2. DORA metrics context Understand where your deployment frequency, change failure rate, and lead time sit relative to other engineering orgs — and set targets to reach the next percentile tier.
3. Developer experience surveys After running a DX survey, benchmark your scores against industry norms to understand whether reported friction is common across the industry or unique to your organization.
4. AI tool adoption On the AI Transformation report, benchmark AI code adoption metrics to understand if your AI utilization is ahead of or behind peer organizations.
5. Team-level internal comparisons Use the Organization benchmark mode to compare teams within your company — useful for identifying internal best practices and replicating success patterns across teams.

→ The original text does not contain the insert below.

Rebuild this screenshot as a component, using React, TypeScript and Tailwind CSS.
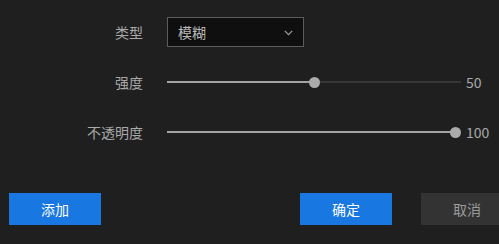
import React from "react";

const font = { fontFamily: '"Noto Sans CJK SC", "Noto Sans", sans-serif' };

function SliderRow({ label, value }: { label: string; value: number }) {
  const center = 6 + (value / 100) * 282;
  return (
    <div className="flex h-[30px] items-center">
      <div className="w-[143px] text-right text-[14px] text-[#a9a9a9]">{label}</div>
      <div className="ml-[24px] relative h-[30px] w-[294px] flex items-center">
        <div className="h-[2px] w-full bg-[#363636]" />
        <div className="absolute left-0 top-[14px] h-[2px] bg-[#a3a3a3]" style={{ width: `${center}px` }} />
        <div
          className="absolute top-[9.5px] h-[11px] w-[11px] rounded-full bg-[#ababab]"
          style={{ left: `${center - 5.5}px` }}
        />
      </div>
      <div className="ml-[5px] text-[14px] text-[#a9a9a9]">{value}</div>
    </div>
  );
}

export default function App() {
  return (
    <div className="w-[499px] h-[244px] overflow-hidden bg-[#1f1f1f]" style={font}>
      <div className="pt-[17px] flex flex-col gap-[20px]">
        <div className="flex h-[30px] items-center">
          <div className="w-[143px] text-right text-[14px] text-[#a9a9a9]">类型</div>
          <div className="ml-[24px] flex h-[30px] w-[137px] items-center justify-between border border-[#5c5c5c] bg-[#0f0f0f] pl-[10px] pr-[10px]">
            <span className="text-[14px] text-[#b9b9b9]">模糊</span>
            <svg width="9" height="6" viewBox="0 0 9 6" className="mt-[1px]">
              <path d="M0.8 0.8 L4.5 4.6 L8.2 0.8" fill="none" stroke="#a0a0a0" strokeWidth="1.2" />
            </svg>
          </div>
        </div>
        <SliderRow label="强度" value={50} />
        <SliderRow label="不透明度" value={100} />
      </div>
      <div className="mt-[46px] flex w-[513px] items-center pl-[9px]">
        <button className="h-[32px] w-[92px] bg-[#1877e0] text-[14px] text-white">添加</button>
        <div className="flex-1" />
        <button className="h-[32px] w-[92px] bg-[#1877e0] text-[14px] text-white">确定</button>
        <button className="ml-[29px] h-[32px] w-[92px] bg-[#333333] text-[14px] text-[#9c9c9c]">取消</button>
      </div>
    </div>
  );
}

Tips for Using Benchmarks Effectively
P50 as a baseline, P75 as a target — A common approach is to treat the 50th percentile as "acceptable" and the 75th as an aspirational short-term goal
Don't over-index on P90 — Top-decile performance often reflects very specific organizational contexts; P75 is a more sustainable target for most teams
Pair benchmarks with qualitative data — A metric below the P50 isn't necessarily a problem; always combine benchmark data with context from retrospectives, surveys, and team conversations
Use org benchmarks before industry benchmarks — Start with internal comparisons to identify relative strengths and weaknesses before zooming out to industry data
Note: Industry benchmarks are drawn from aggregated data across Span customers. Availability of the Industry benchmark mode depends on your organization's plan and settings. Contact your Span administrator if you don't see the Industry option in your benchmark selector.